I'd personally like to see adjustments to Bitcoin that make it the backbone of all future proof-of-work systems, that way we wouldn't have hundreds of competing systems all wasting energy. Not sure how/if this is possible though, or what type of other systems will spring up in future.



Merged mining works like this, you have two totally separate block chains, they are not related in any way nor does either contain any data from the other. When you mine you generate hashes that may be the solution to the current block, this is very very improbable per hash, its like a lottery where everyone generates tickets until someone finds the winning one. Normally you make tickets and check them against the Bitcoin block chain to see if they are the solution. With merged mining you create a ticket and check it against both the Bitcoin block chain and the Namecoin block chain, Bitcoin and Namecoin know nothing about each other, they are two totally different lotteries with different winning numbers, you just sent a copy of your ticket to both. Since you are sending the same ticket to two lotteries you increase your chances of winning one or the other. No Bitcoin data goes into Namecoin no Namecoin data into Bitcoin they remain totally separate, you simply run both the Namecoin and Bitcoin clients on the same machine and submit hashes to both networks, if your hash is the solution to the Namecoin block you get Namecoins if you hash is the solution to the Bitcoin block you get Bitcoins, its exactly like if you where mining on just one network, except you submit the same work twice.


Not quite tl;dr but i think its gets the point across. 

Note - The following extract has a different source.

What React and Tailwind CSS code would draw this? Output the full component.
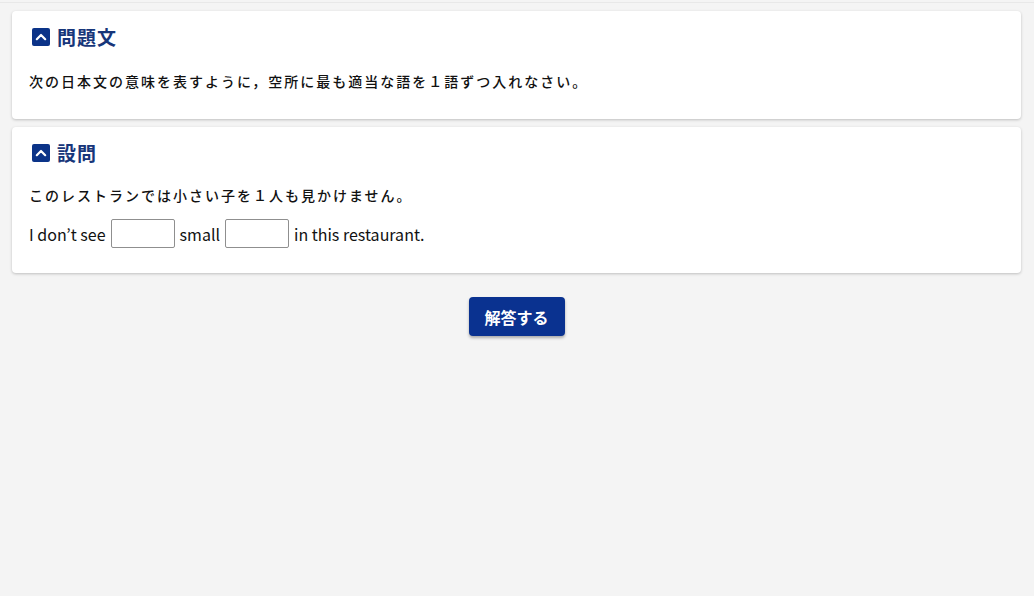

Merged mining will do exactly what you want, its already implemented and will become doable in just a few months. Just like in the example above merged mining will work with any Bitcoin based block chain and proof of work system. Hence you could mine Bitcoins, Namecoins, Hashcoins, Goldcoins and any other coins you can think of all at once, you just submit your hashes to whatever networks you want to mine on.  Once major mining pools switch to Namcoin/Bitcoin merged mining it will be like all the mining power in those pools was direct to mining Namecoins (aka Namecoin will get deep bits 6 tera hashes) except that same hashing power will still be going to the Bitcoin network as well. This means we can have an unlimited number of block chains and they can all have the same level of security as Bitcoin at no extra cost in electricity, hardware, or anything really.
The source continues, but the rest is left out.